Sa dernière manière à dominante blanche s’affirme. Beat s’éloigne de plus en plus de l’abstraction pure, des personnages, des nus font leur apparition, dans un style assez proche de ce qu’il faisait dans les années cinquante, au moment de son installation à Paris. Il retrouve également dans sa palette la couleur vert-forêt. Une boucle semble bouclée.
Depuis la capitale française, les siens commencent à se rassurer sur son sort ; peinture, espace vital, moyens, entourage, tous les signaux sont au vert, les nouvelles sont très bonnes, et l’on considère Beat comme « sauvé » ; on parle d’une visite des enfants, qui ne se fera jamais.
Au premier jour du mois d’octobre, après une soirée un peu trop chaleureuse à l’auberge du village, Beat rentre chez lui en compagnie de ses voisines et amies, les deux sœurs Stüder. En grimpant les quelques marches qui mènent à son atelier, il a un vertige, il tombe et se heurte le crâne sur le bord du trottoir, un peu comme jadis à Paris, rue de L’Arbre Sec. Mais cette fois le sort ne l’épargne pas. Les deux sœurs Stüder le couchent ; il meurt dans la nuit.
En Suisse comme à Paris, sa famille est sidérée. La catastrophe plonge chacun dans un mutisme qui durera plusieurs années. Coupée d’un cercle d’amis et de relations que Beat entretenait seul, taraudée par un sentiment de culpabilité d’autant plus insidieux qu’il est sans réel objet, Colette ne sait ni ne peut perpétuer l’héritage artistique du peintre, qui disparaît d’un coup du paysage. Impitoyable, en un clin d’œil, Paris l’oublie.
Dans les années suivantes, la famille Zumstein vit tant bien que mal avec cet héritage difficile. Chez Colette, les œuvres grand format de Beat couvrent tous les murs (et remplissent le grenier), mais on ne parle que sporadiquement du disparu. Le travail du deuil se fait lentement, mais enfin il se fait. En 1998, Dorothée, 31 ans, et Michaël, 28 ans, se mettent en quête de leur père, avec un projet de livre illustré, voire d’exposition. Hélas non seulement l’artiste et son œuvre semblent oubliés, sauf chez de rares amis fidèles, mais les deux enfants de Beat se heurtent à des rancunes tenaces, notamment côté suisse. Faute de savoir-faire, de contacts et de moyens, ils se découragent, et le projet mémoriel en reste là. Puis, quinze ans plus tard, obstinément, l’idée renaît de ses cendres …

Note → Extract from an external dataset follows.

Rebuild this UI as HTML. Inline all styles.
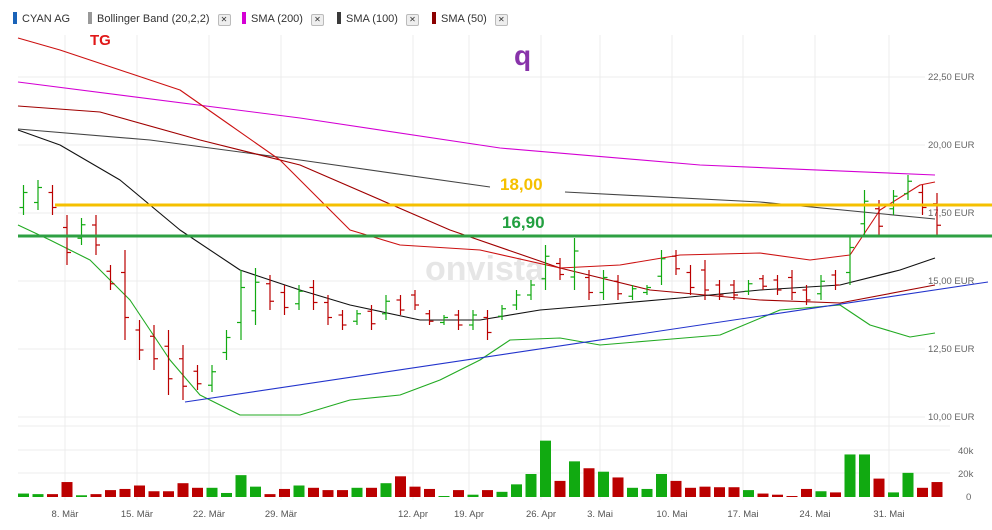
<!DOCTYPE html>
<html><head><meta charset="utf-8">
<style>
html,body{margin:0;padding:0;background:#fff;}
body{width:992px;height:530px;overflow:hidden;position:relative;font-family:"Liberation Sans",sans-serif;}
.leg{position:absolute;top:12px;font-size:11px;color:#333;height:14px;line-height:14px;}
.sw{display:inline-block;width:4px;height:12px;vertical-align:-2px;margin-right:5px;}
.x{display:inline-block;width:11px;height:10px;border:1px solid #bbb;border-radius:2px;background:#eee;font-size:8px;line-height:10px;text-align:center;margin-left:8px;vertical-align:0px;color:#333;}
svg{position:absolute;left:0;top:0;}
</style></head><body>
<div class="leg" style="left:13px"><span class="sw" style="background:#1a63b8"></span>CYAN AG</div>
<div class="leg" style="left:88px"><span class="sw" style="background:#999"></span>Bollinger Band (20,2,2)<span class="x">✕</span></div>
<div class="leg" style="left:242px"><span class="sw" style="background:#d400d4"></span>SMA (200)<span class="x">✕</span></div>
<div class="leg" style="left:337px"><span class="sw" style="background:#3a3a3a"></span>SMA (100)<span class="x">✕</span></div>
<div class="leg" style="left:432px"><span class="sw" style="background:#8b0000"></span>SMA (50)<span class="x">✕</span></div>
<svg id="s" width="992" height="530" xmlns="http://www.w3.org/2000/svg" font-family="Liberation Sans, sans-serif">
<g id="grid" stroke="#ececec" stroke-width="1"></g>
<text x="425" y="280" font-size="34" font-weight="bold" fill="#e6e6e6">onvista</text>
<g fill="#666" font-size="9.5">
<text x="928" y="80">22,50 EUR</text><text x="928" y="148">20,00 EUR</text><text x="928" y="216">17,50 EUR</text>
<text x="928" y="284">15,00 EUR</text><text x="928" y="352">12,50 EUR</text><text x="928" y="420">10,00 EUR</text>
<text x="958" y="454">40k</text><text x="958" y="477">20k</text><text x="966" y="500">0</text>
</g>
<g fill="#555" font-size="9.5" text-anchor="middle">
<text x="65" y="517">8. Mär</text><text x="137" y="517">15. Mär</text><text x="209" y="517">22. Mär</text><text x="281" y="517">29. Mär</text>
<text x="413" y="517">12. Apr</text><text x="469" y="517">19. Apr</text><text x="541" y="517">26. Apr</text><text x="600" y="517">3. Mai</text>
<text x="672" y="517">10. Mai</text><text x="743" y="517">17. Mai</text><text x="815" y="517">24. Mai</text><text x="889" y="517">31. Mai</text>
</g>
<g fill="none" stroke-width="1.1" stroke-linejoin="round">
<polyline stroke="#d400d4" points="18,82 300,118 500,148 700,165 935,175"/>
<polyline stroke="#444" points="18,129 150,140 300,160 490,187"/>
<polyline stroke="#444" points="565,192 760,202 935,219"/>
<polyline stroke="#a00000" points="18,106 100,112 200,140 300,165 450,230 560,268 650,290 760,300 840,303 935,285"/>
<polyline stroke="#cc1111" points="18,38 60,50 120,70 180,90 230,125 280,160 320,200 350,230 400,245 480,250 560,268 620,265 680,255 760,253 810,260 850,255 880,210 920,185 935,182"/>
<polyline stroke="#111" points="18,130 60,145 120,180 180,230 240,270 300,290 350,305 420,320 480,320 540,310 600,305 680,298 760,290 840,285 900,270 935,258"/>
<polyline stroke="#22aa22" points="18,225 50,240 90,260 130,300 170,360 200,395 240,415 300,415 350,400 400,395 440,380 480,360 510,340 560,338 600,345 660,340 720,335 780,310 840,305 870,325 910,337 935,333"/>
<line x1="185" y1="402" x2="988" y2="282" stroke="#2233cc"/>
</g>
<g id="ohlc" stroke-width="1.2"></g>
<g id="vol"></g>
<line x1="55" y1="205" x2="992" y2="205" stroke="#f5c000" stroke-width="3"/>
<line x1="18" y1="236" x2="992" y2="236" stroke="#2ea043" stroke-width="3"/>
<text x="500" y="190" font-size="17" font-weight="bold" fill="#f5c000">18,00</text>
<text x="502" y="228" font-size="17" font-weight="bold" fill="#22a040">16,90</text>
<text x="90" y="45" font-size="15" font-weight="bold" fill="#e01818">TG</text>
<text x="514" y="65" font-size="28" font-weight="bold" fill="#8833aa">q</text>
</svg>
<script>
var NS="http://www.w3.org/2000/svg";
function el(p,t,a){var e=document.createElementNS(NS,t);for(var k in a)e.setAttribute(k,a[k]);document.getElementById(p).appendChild(e);}
var xs=[65,137,209,281,413,469,541,600,672,743,815,889];
xs.forEach(function(x){el("grid","line",{x1:x,y1:35,x2:x,y2:500});});
[77,145,213,281,349,417].forEach(function(y){el("grid","line",{x1:18,y1:y,x2:925,y2:y});});
[426,450,473].forEach(function(y){el("grid","line",{x1:18,y1:y,x2:950,y2:y});});
var v="g3 g2.5 r2.5 r13 g1.5 r2.5 r6 r7 r10 r5 r5 r12 r8 g8 g3.5 g19 g9 r2.5 r7 g10 r8 r6 r6 g8 r8 g12 r18 r9 r7 g0.5 r6 g2 r6 g4.5 g11 g20 g49 r14 g31 r25 g22 r17 g8 g7 g20 r14 r8 r9 r8.5 r8.5 g6 r3 r2 r0.5 r7 g5 r4 g37 g37 r16 g4 g21 r8 r13".split(" ");
var hl=[[185,215],[180,210],[185,215],[215,265],[218,245],[215,255],[265,290],[250,340],[320,360],[325,370],[330,395],[345,400],[365,390],[365,392],[330,360],[270,340],[268,325],[275,310],[285,315],[285,310],[280,310],[295,325],[310,330],[310,325],[305,330],[295,320],[295,315],[290,310],[310,325],[315,325],[310,330],[310,330],[310,340],[305,320],[290,310],[280,300],[245,290],[258,280],[238,290],[270,300],[270,300],[275,300],[285,300],[285,295],[250,285],[250,275],[265,295],[260,300],[280,300],[280,300],[280,295],[275,290],[275,295],[270,300],[285,305],[275,300],[270,290],[235,285],[190,235],[200,235],[190,215],[175,200],[185,215],[193,236]];
v.forEach(function(s,i){
 var g=s[0]=="g",c=g?"#11aa11":"#bb0000",val=parseFloat(s.slice(1));
 var h=Math.max(1,val*1.15),x=18+i*14.5;
 el("vol","rect",{x:x,y:497-h,width:11,height:h,fill:c});
 var cx=x+5.5,a=hl[i][0],b=hl[i][1],d=b-a;
 var o=g?b-d*0.25:a+d*0.25,cl=g?a+d*0.25:b-d*0.25;
 el("ohlc","line",{x1:cx,y1:a,x2:cx,y2:b,stroke:c});
 el("ohlc","line",{x1:cx-4,y1:o,x2:cx,y2:o,stroke:c});
 el("ohlc","line",{x1:cx,y1:cl,x2:cx+4,y2:cl,stroke:c});
});
</script>
</body></html>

Il y a là sans doute quelque-chose d’inévitable : l’art de Beat Zumstein, décidément, ne veut pas disparaître. Tous ceux qui se sont impliqué dans ce projet, qu’ils aient connu Beat ou qu’ils aient récemment appris à le connaître, s’en persuadent aisément, sous le charme de cet artiste authentique, infatigable, curieux, singulier. A parcourir et reconstituer sa vie pleine d’écueils et d’éblouissements, l’auteur de ces lignes, malgré tous ses efforts d’objectivité, n’a pas échappé à cette sympathie admirative et ce sentiment de plénitude que l’artiste a su, dans ses meilleures toiles, communiquer d’un bloc.
François Nemer, Paris, octobre 2021.